JINXIANG, China (Reuters) - Chinese farmer Gao Ge was worried. The 27-year-old from Shandong province had chosen not to sell his freshly picked chilli pepper crop after prices soared by almost a third in just two weeks in November, hoping for even higher prices.
Speculators were scooping up tonnes of the spicy fruit, betting on tight supplies as hot temperatures and heavy rain damaged the nation’s crop, cutting it by 10 percent.
Last year, the same investors played a similar game in garlic, sending prices to stratospheric levels.
But now, prices have slipped as fears about low supplies have ebbed, Gao hasn’t sold a single pepper, and the two-tonne crop sitting at his small farm is losing its colour - and its value.
In late January, Gao was scrambling to sell his harvest in Jinxiang, one of the country’s main chilli trading hubs, to fund his family of five’s week-long Lunar New Year holiday.
“I‘m a bit panicked,” he said by phone just days before festivities started on Jan. 28.
“We have been toiling for the whole year and now we want to sell our stock and celebrate the new year.”
Keeping prices and food supplies stable is a priority for Beijing, as the government seeks to ensure staples for its growing urban population and maintain the health of farming, one of the biggest sectors in the world’s No. 2 economy.

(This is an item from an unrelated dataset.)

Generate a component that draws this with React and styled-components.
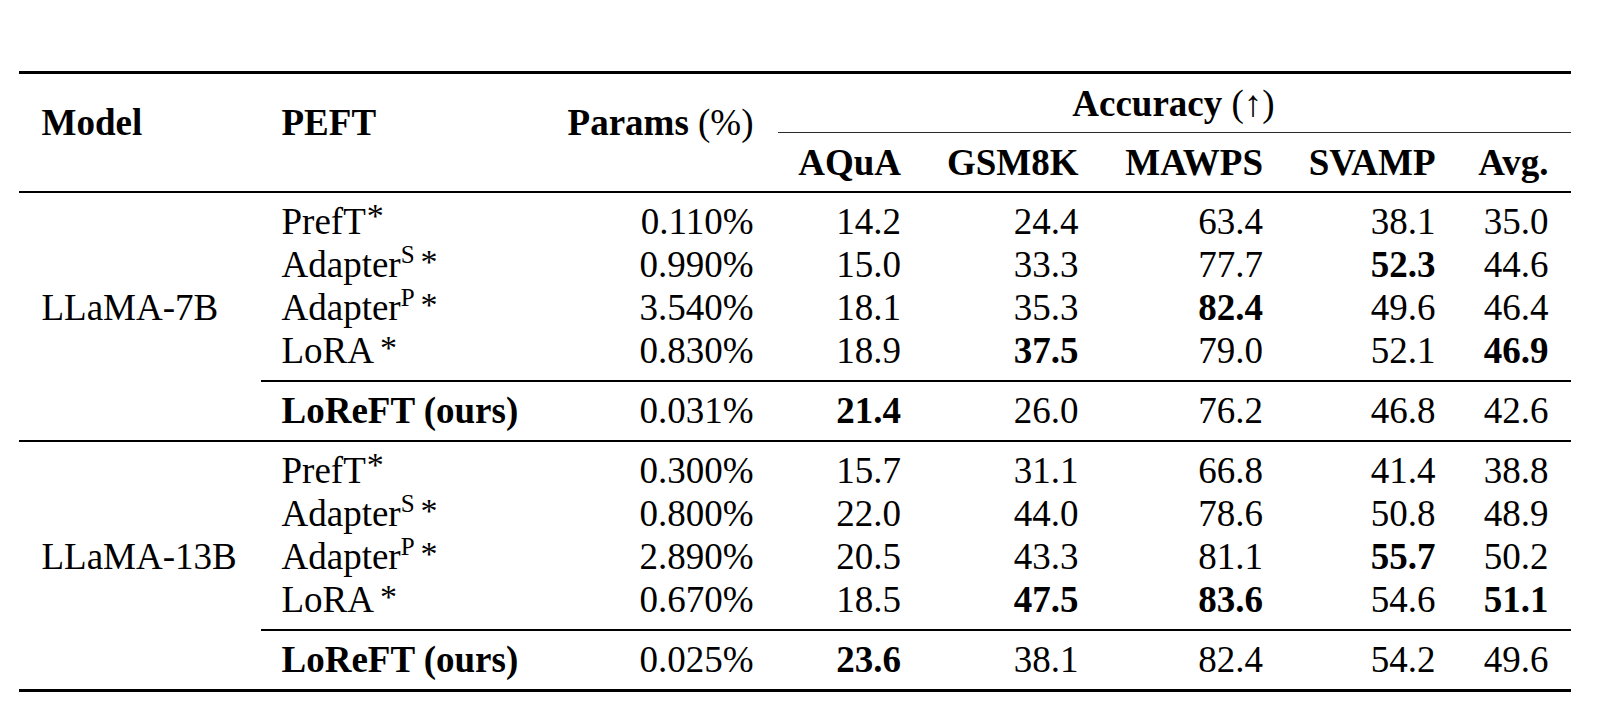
import React from 'react';
import styled, { createGlobalStyle } from 'styled-components';

const GlobalStyle = createGlobalStyle`
  html, body {
    margin: 0;
    padding: 0;
    background: #ffffff;
  }
  body {
    font-family: "Liberation Serif", "Times New Roman", serif;
    color: #000000;
  }
`;

const COLS = '240px 286px 231px 147.5px 177.5px 184.5px 172.5px 113px';

const Page = styled.div`
  padding: 71px 0 0 19px;
`;

const Table = styled.div`
  display: flex;
  flex-direction: column;
  width: 1552px;
  font-size: 37px;
  line-height: 1;
`;

const Rule = styled.div`
  height: ${p => p.$h}px;
  margin-left: ${p => p.$from || 0}px;
  background: ${p => p.$color || '#000000'};
`;

const Header = styled.div`
  display: grid;
  grid-template-columns: ${COLS};
  grid-template-rows: 58px 1px 58px;
`;

const Cell = styled.div`
  display: flex;
  align-items: center;
  justify-content: ${p => (p.$align === 'right' ? 'flex-end' : p.$align === 'center' ? 'center' : 'flex-start')};
  padding: 0 22.5px;
  white-space: nowrap;
  font-weight: ${p => (p.$bold ? 700 : 400)};
`;

const SpanHead = styled(Cell)`
  grid-row: 1 / 4;
  align-items: flex-start;
  padding-top: 29.5px;
`;

const GroupHead = styled(Cell)`
  grid-column: 4 / 9;
  grid-row: 1;
`;

const CMid = styled.div`
  grid-column: 4 / 9;
  grid-row: 2;
  margin-left: 2px;
  background: #2a2a2a;
`;

const SubHead = styled(Cell)`
  grid-row: 3;
`;

const Group = styled.div`
  display: flex;
  flex-direction: column;
  padding: 6.5px 0 8.5px;
`;

const Row = styled.div`
  display: grid;
  grid-template-columns: ${COLS};
  height: 43px;
`;

const Light = styled.span`
  font-weight: 400;
`;

const Label = styled.span`
  display: inline-flex;
  align-items: baseline;
`;

const Sup = styled.span`
  font-size: 25px;
  position: relative;
  top: -14px;
`;

const Star = styled.span`
  font-size: 34px;
  position: relative;
  top: ${p => (p.$math ? -4 : -7)}px;
  margin-left: ${p => (p.$math ? 6 : 1)}px;
`;

const methodLabel = m => {
  if (m === 'PrefT') return <Label>PrefT<Star>*</Star></Label>;
  if (m === 'LoRA') return <Label>LoRA<Star $math>*</Star></Label>;
  if (m === 'AdapterS') return <Label>Adapter<Sup>S</Sup><Star $math>*</Star></Label>;
  if (m === 'AdapterP') return <Label>Adapter<Sup>P</Sup><Star $math>*</Star></Label>;
  return m;
};

const blocks = [
  {
    model: 'LLaMA-7B',
    rows: [
      { m: 'PrefT', p: '0.110%', v: ['14.2', '24.4', '63.4', '38.1', '35.0'], b: [] },
      { m: 'AdapterS', p: '0.990%', v: ['15.0', '33.3', '77.7', '52.3', '44.6'], b: [3] },
      { m: 'AdapterP', p: '3.540%', v: ['18.1', '35.3', '82.4', '49.6', '46.4'], b: [2] },
      { m: 'LoRA', p: '0.830%', v: ['18.9', '37.5', '79.0', '52.1', '46.9'], b: [1, 4] },
    ],
    ours: { p: '0.031%', v: ['21.4', '26.0', '76.2', '46.8', '42.6'], b: [0] },
  },
  {
    model: 'LLaMA-13B',
    rows: [
      { m: 'PrefT', p: '0.300%', v: ['15.7', '31.1', '66.8', '41.4', '38.8'], b: [] },
      { m: 'AdapterS', p: '0.800%', v: ['22.0', '44.0', '78.6', '50.8', '48.9'], b: [] },
      { m: 'AdapterP', p: '2.890%', v: ['20.5', '43.3', '81.1', '55.7', '50.2'], b: [3] },
      { m: 'LoRA', p: '0.670%', v: ['18.5', '47.5', '83.6', '54.6', '51.1'], b: [1, 2, 4] },
    ],
    ours: { p: '0.025%', v: ['23.6', '38.1', '82.4', '54.2', '49.6'], b: [0] },
  },
];

const tasks = ['AQuA', 'GSM8K', 'MAWPS', 'SVAMP', 'Avg.'];

const Scores = ({ v, b }) =>
  v.map((x, i) => (
    <Cell key={i} $align="right" $bold={b.includes(i)}>
      {x}
    </Cell>
  ));

const Block = ({ data, last }) => (
  <>
    <Group>
      {data.rows.map((r, i) => (
        <Row key={r.m}>
          <Cell>{i === 2 ? data.model : ''}</Cell>
          <Cell>{methodLabel(r.m)}</Cell>
          <Cell $align="right">{r.p}</Cell>
          <Scores v={r.v} b={r.b} />
        </Row>
      ))}
    </Group>
    <Rule $h={2} $from={242} />
    <Group>
      <Row>
        <Cell />
        <Cell $bold>LoReFT (ours)</Cell>
        <Cell $align="right">{data.ours.p}</Cell>
        <Scores v={data.ours.v} b={data.ours.b} />
      </Row>
    </Group>
    <Rule $h={last ? 3 : 2} />
  </>
);

export default function App() {
  return (
    <>
      <GlobalStyle />
      <Page>
        <Table>
          <Rule $h={3} />
          <Header>
            <SpanHead style={{ gridColumn: 1 }} $bold>Model</SpanHead>
            <SpanHead style={{ gridColumn: 2 }} $bold>PEFT</SpanHead>
            <SpanHead style={{ gridColumn: 3 }} $bold $align="right">
              Params&nbsp;<Light>(%)</Light>
            </SpanHead>
            <GroupHead $bold $align="center">
              Accuracy&nbsp;<Light>(↑)</Light>
            </GroupHead>
            <CMid />
            {tasks.map((t, i) => (
              <SubHead key={t} style={{ gridColumn: i + 4 }} $bold $align="right">
                {t}
              </SubHead>
            ))}
          </Header>
          <Rule $h={2} />
          {blocks.map((b, i) => (
            <Block key={b.model} data={b} last={i === blocks.length - 1} />
          ))}
        </Table>
      </Page>
    </>
  );
}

So while chilli prices are still at historically high levels, the role of speculative investors in roiling the market and the difficulty some small farmers are having in selling their products have raised concerns. The government has already cracked down in other red-hot markets including equities and property.

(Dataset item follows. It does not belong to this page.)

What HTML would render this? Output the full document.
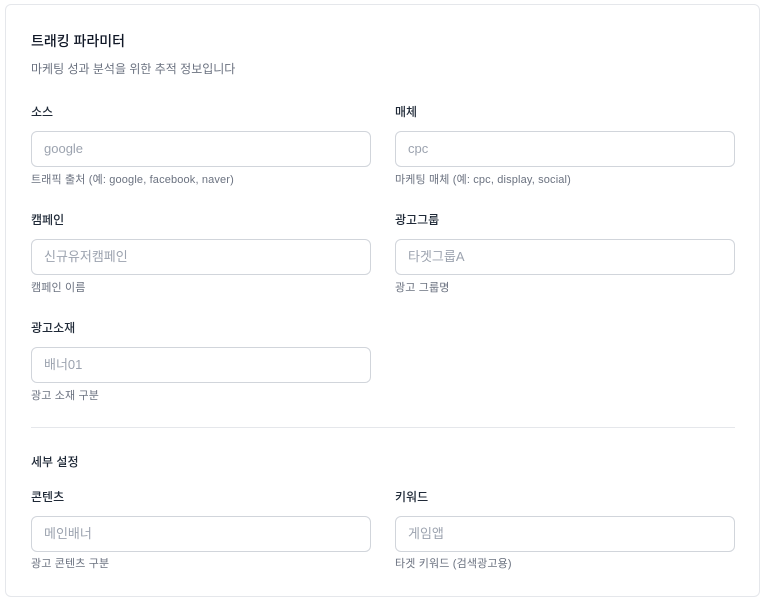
<!DOCTYPE html>
<html><head><meta charset="utf-8"><style>
*{box-sizing:border-box;margin:0;padding:0}
body{width:764px;height:601px;background:#fff;font-family:"Liberation Sans","Noto Sans CJK KR",sans-serif;position:relative;overflow:hidden}
.card{position:absolute;left:5px;top:4px;width:755px;height:593px;border:1px solid #e5e7eb;border-radius:6px;background:#fff}
.t{position:absolute;white-space:nowrap}
.h{font-size:14px;font-weight:500;color:#111827}
.s{font-size:12px;color:#6b7280}
.l{font-size:12px;font-weight:500;color:#1f2937}
.hp{font-size:11px;color:#6b7280;letter-spacing:0.15px}
.in{position:absolute;width:340px;height:36px;border:1px solid #d1d5db;border-radius:6px;font-size:13px;color:#9ca3af;padding-left:12px;line-height:34px}
.div{position:absolute;left:31px;top:427px;width:704px;height:1px;background:#e5e7eb}
</style></head><body>
<div class="card"></div>
<div class="t h" style="left:31px;top:31px">트래킹 파라미터</div>
<div class="t s" style="left:31px;top:60px">마케팅 성과 분석을 위한 추적 정보입니다</div>

<div class="t l" style="left:31px;top:103px">소스</div>
<div class="in" style="left:31px;top:131px">google</div>
<div class="t hp" style="left:31px;top:171px">트래픽 출처 (예: google, facebook, naver)</div>
<div class="t l" style="left:395px;top:103px">매체</div>
<div class="in" style="left:395px;top:131px">cpc</div>
<div class="t hp" style="left:395px;top:171px">마케팅 매체 (예: cpc, display, social)</div>

<div class="t l" style="left:31px;top:211px">캠페인</div>
<div class="in" style="left:31px;top:239px">신규유저캠페인</div>
<div class="t hp" style="left:31px;top:279px">캠페인 이름</div>
<div class="t l" style="left:395px;top:211px">광고그룹</div>
<div class="in" style="left:395px;top:239px">타겟그룹A</div>
<div class="t hp" style="left:395px;top:279px">광고 그룹명</div>

<div class="t l" style="left:31px;top:319px">광고소재</div>
<div class="in" style="left:31px;top:347px">배너01</div>
<div class="t hp" style="left:31px;top:387px">광고 소재 구분</div>

<div class="div"></div>
<div class="t" style="left:31px;top:453px;font-size:12px;font-weight:500;color:#1f2937">세부 설정</div>

<div class="t l" style="left:31px;top:488px">콘텐츠</div>
<div class="in" style="left:31px;top:516px">메인배너</div>
<div class="t hp" style="left:31px;top:555px">광고 콘텐츠 구분</div>
<div class="t l" style="left:395px;top:488px">키워드</div>
<div class="in" style="left:395px;top:516px">게임앱</div>
<div class="t hp" style="left:395px;top:555px">타겟 키워드 (검색광고용)</div>
</body></html>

The jump in prices has also captured attention in India, the world’s top producer, where traders say orders from China are up.
“If China’s production drops, it will help us in raising exports,” said Alapati Srinivasa Rao, a trader based at Guntur, India’s biggest market for chillies. “India is the only country that can supply large amount of chillies to China.”

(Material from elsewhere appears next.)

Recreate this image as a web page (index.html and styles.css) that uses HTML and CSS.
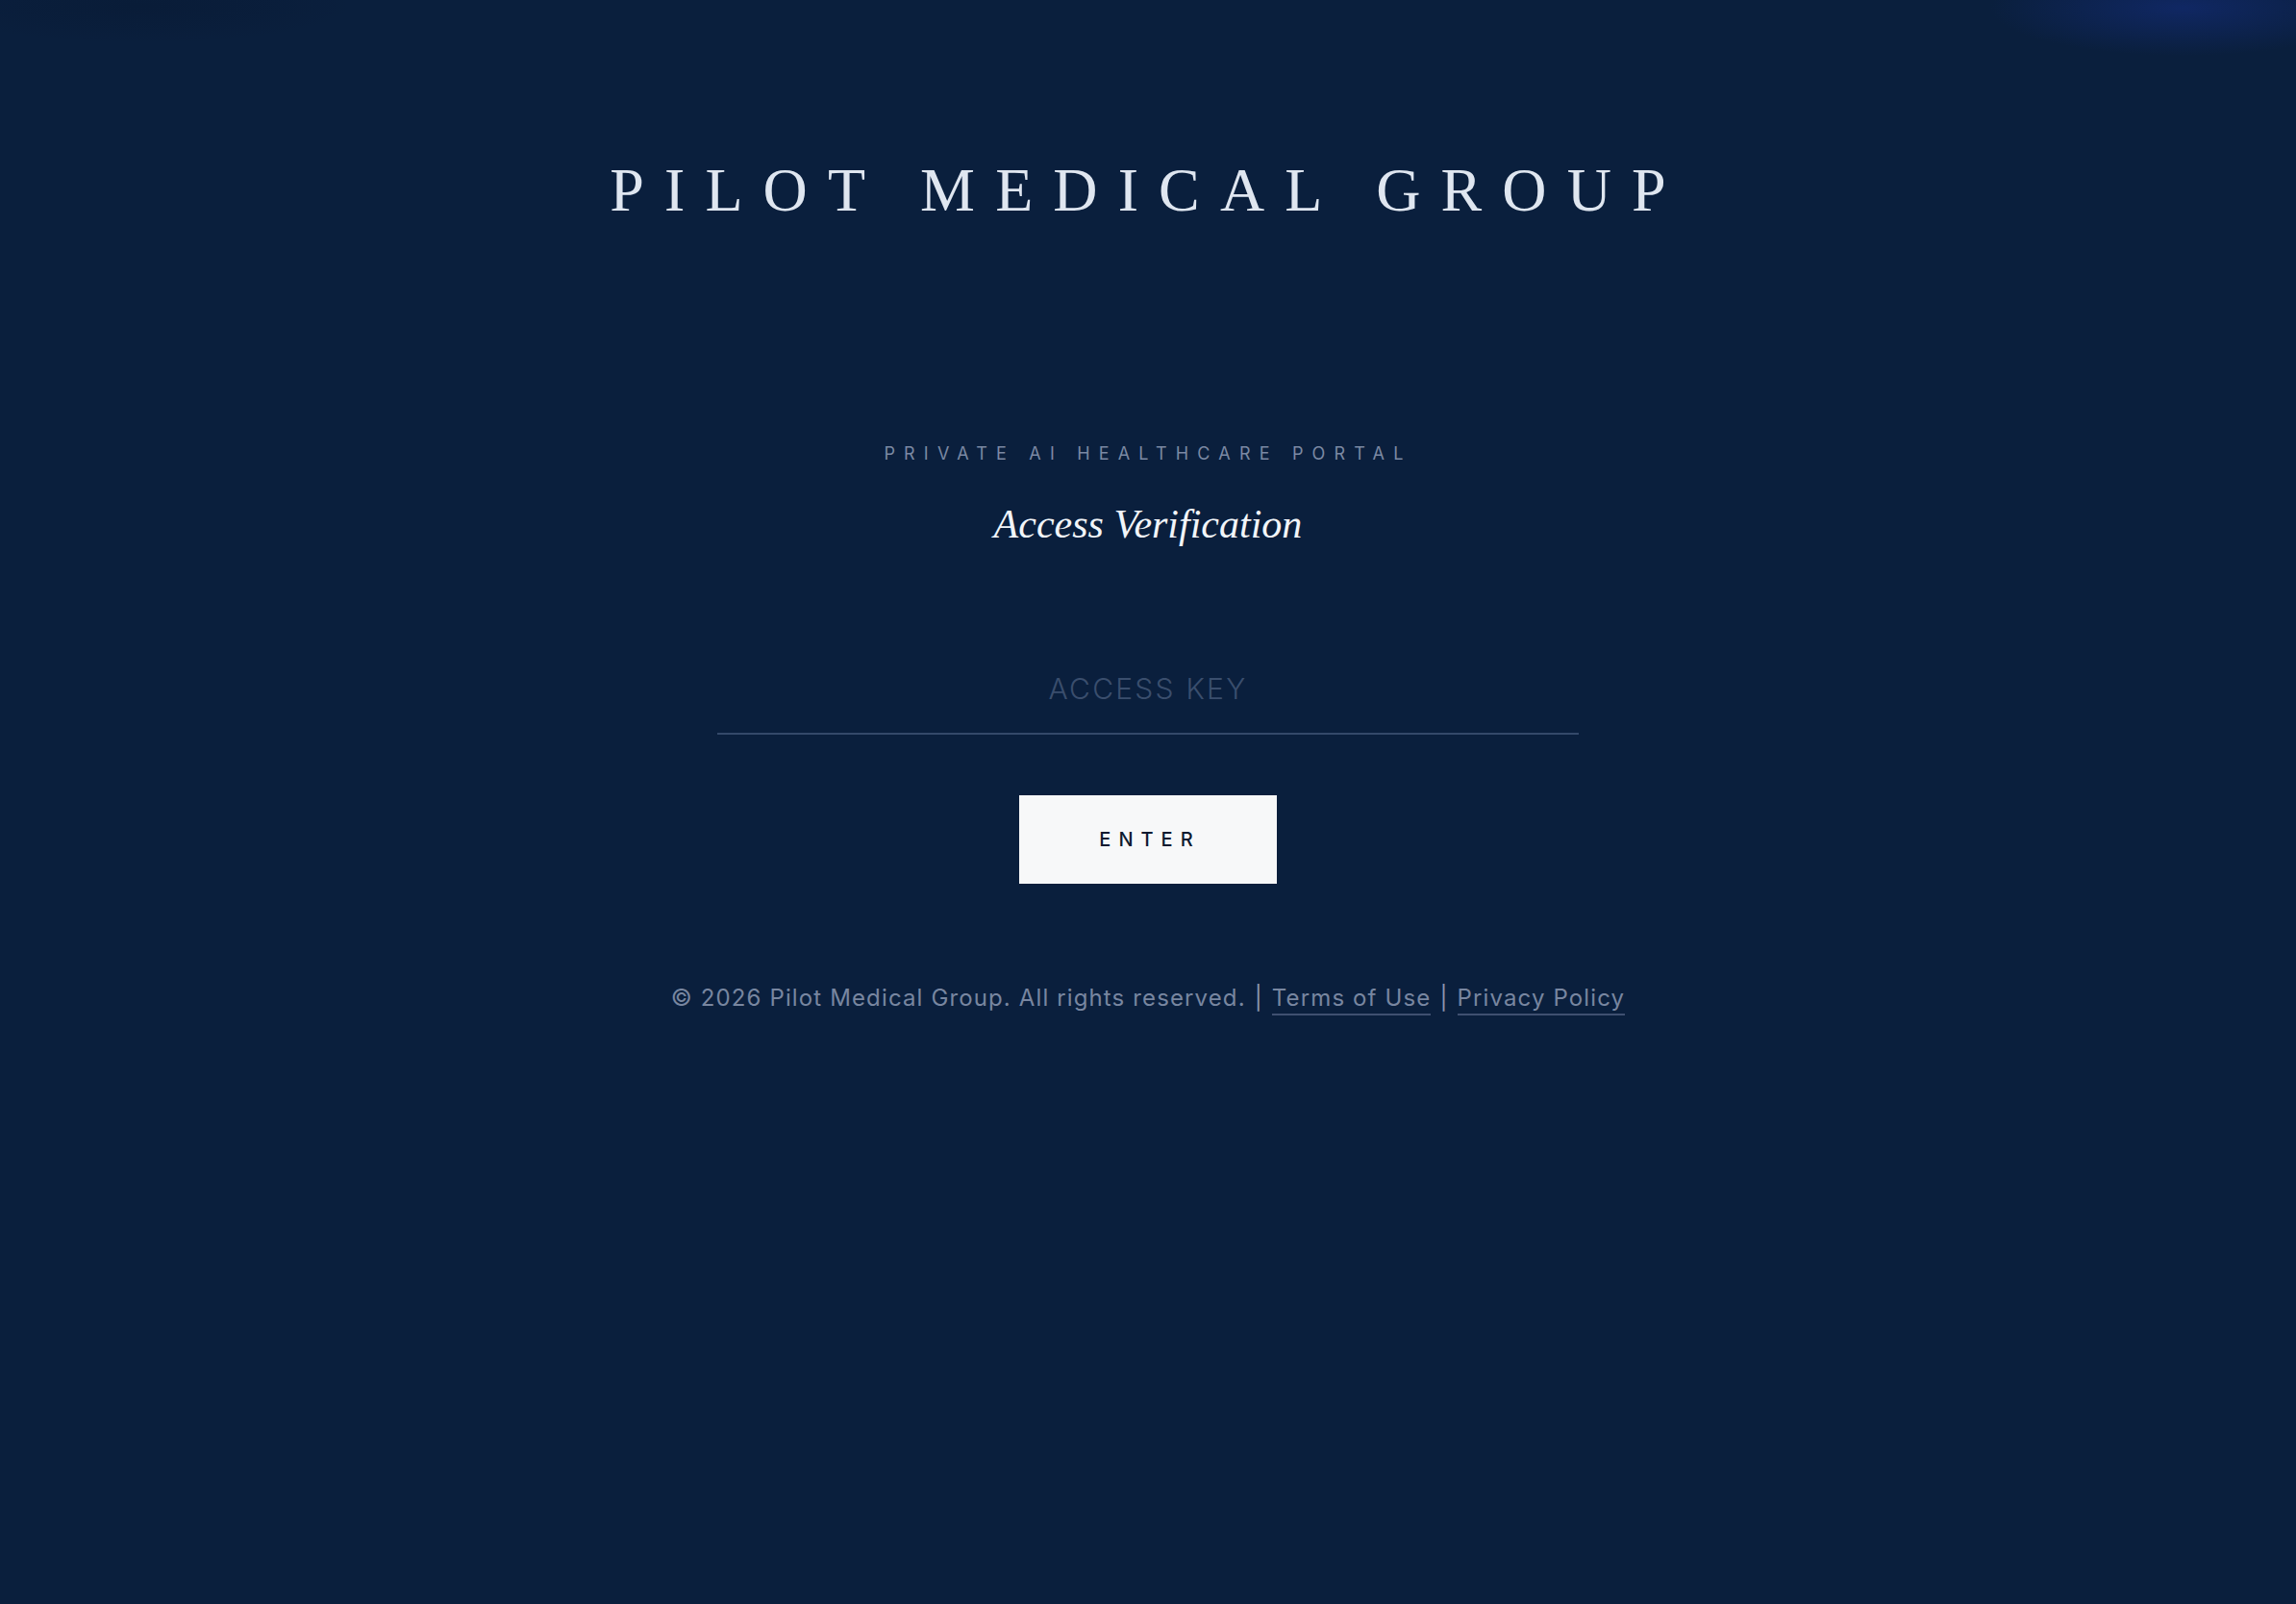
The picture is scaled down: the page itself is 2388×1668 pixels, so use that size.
FILE: index.html
```html
<!DOCTYPE html>
<html lang="en">
<head>
<meta charset="utf-8">
<title>Pilot Medical Group</title>
<link rel="stylesheet" href="styles.css">
</head>
<body>
<div class="page">
  <header class="brand">
    <h1 class="brand-title">PILOT MEDICAL GROUP</h1>
  </header>
  <main class="gate">
    <p class="gate-eyebrow">PRIVATE AI HEALTHCARE PORTAL</p>
    <h2 class="gate-title">Access Verification</h2>
    <form class="gate-form" onsubmit="return false;">
      <input class="gate-input" type="password" placeholder="ACCESS KEY" aria-label="Access key">
      <button class="gate-button" type="submit">ENTER</button>
    </form>
    <footer class="gate-footer">
      <span>© 2026 Pilot Medical Group. All rights reserved.</span>
      <span class="sep">|</span>
      <a class="footer-link" href="#">Terms of Use</a>
      <span class="sep">|</span>
      <a class="footer-link" href="#">Privacy Policy</a>
    </footer>
  </main>
</div>
</body>
</html>
```
FILE: styles.css
```css
html, body {
  margin: 0;
  padding: 0;
  height: 100%;
}
body {
  background-color: #0a1f3d;
  background-image:
    radial-gradient(ellipse 200px 50px at 2270px 8px, rgba(20, 45, 125, 0.6), rgba(20, 45, 125, 0) 100%),
    radial-gradient(ellipse 220px 40px at 150px 6px, rgba(4, 14, 32, 0.18), rgba(4, 14, 32, 0) 100%);
  background-repeat: no-repeat;
  color: #dfe6f0;
  font-family: "Inter", "Liberation Sans", sans-serif;
}
.page {
  min-height: 100%;
  display: flex;
  flex-direction: column;
  align-items: center;
}
.brand {
  padding-top: 166px;
}
.brand-title {
  margin: 0;
  font-family: "Liberation Serif", serif;
  font-weight: 400;
  font-size: 64px;
  line-height: 1;
  letter-spacing: 0.33em;
  color: #dfe6f0;
}
.gate {
  display: flex;
  flex-direction: column;
  align-items: center;
  padding-top: 233px;
}
.gate-eyebrow {
  margin: 0;
  font-size: 18px;
  line-height: 1;
  letter-spacing: 0.51em;
  color: #7b89a3;
}
.gate-title {
  margin: 43px 0 0;
  font-family: "Liberation Serif", serif;
  font-style: italic;
  font-weight: 400;
  font-size: 42px;
  line-height: 1;
  color: #f2f5f9;
}
.gate-form {
  display: flex;
  flex-direction: column;
  align-items: center;
  margin-top: 112px;
}
.gate-input {
  box-sizing: border-box;
  width: 896px;
  height: 86px;
  padding: 20px 0 28px;
  border: 0;
  border-bottom: 2px solid #34496a;
  background: transparent;
  outline: none;
  text-align: center;
  font-family: "Inter", "Liberation Sans", sans-serif;
  font-size: 30px;
  font-weight: 300;
  letter-spacing: 0.075em;
  color: #dfe6f0;
}
.gate-input::placeholder {
  color: #3a4e6d;
}
.gate-button {
  margin-top: 63px;
  width: 268px;
  height: 92px;
  border: 0;
  background: #f7f8f9;
  color: #0d1a30;
  font-family: "Inter", "Liberation Sans", sans-serif;
  font-size: 20px;
  font-weight: 500;
  letter-spacing: 0.4em;
  padding: 0 0 0 0.2em;
  cursor: pointer;
}
.gate-footer {
  margin-top: 105px;
  font-size: 24px;
  line-height: 1.2;
  letter-spacing: 0.047em;
  color: #7886a0;
  display: flex;
  align-items: baseline;
  gap: 9px;
}
.sep {
  color: #8a96ad;
}
.footer-link {
  color: #7886a0;
  text-decoration: none;
  border-bottom: 2px solid #3f5070;
  padding-bottom: 1px;
}
```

This is the second time in less than a year that speculators have put Jinxiang in the spotlight. Last summer, a small group of retail investors piled into garlic, spurring a spike in prices of the pungent bulbs.
Just a few months later, buyers had cleared their garlic stocks and were looking for fresh investment opportunities.
“All my clients made money from investing in garlic. Then they saw they could also hoard chillies, so they bought in,” said Li Shun, a 45-year old agent in Jinxiang, overseeing piles of chillies being sacked up in his chilled warehouses.
The two crops go hand in hand. Farmers plant chillies after picking their garlic crop around May, harvesting around August and shipping them to market once they have dried.
Spurred by the hope of big returns and growing demand for use in dishes, particularly from Sichuan and Hunan, China’s chilli acreage this year is forecast to rise 3 percent to 1.6 million hectares, according to the Chinese Academy of Agricultural Sciences.
He Shan, purchasing manager of a trading company based in China’s southwestern Chongqing province, has stashed nearly 2,000 tonnes of Jinxiang-grown chillies this year.
“I am very positive about the chilli prices,” he said. “Demand will be strong no matter what, but there is great deficit in supplies this year.”
But not everyone is so bullish, with some traders steering clear due to concerns about volatile prices, uncertain demand and a fragmented industry.
And as with the garlic boom of last summer, most of the profits are going to traders and investors, not farmers.
After counting on the sale of his chillies bringing in around half his annual income, Gao was still sitting on his crop after the Lunar New Year holiday passed.
“We did not get any money from the harvest. Our spring festival was quite rough,” he said.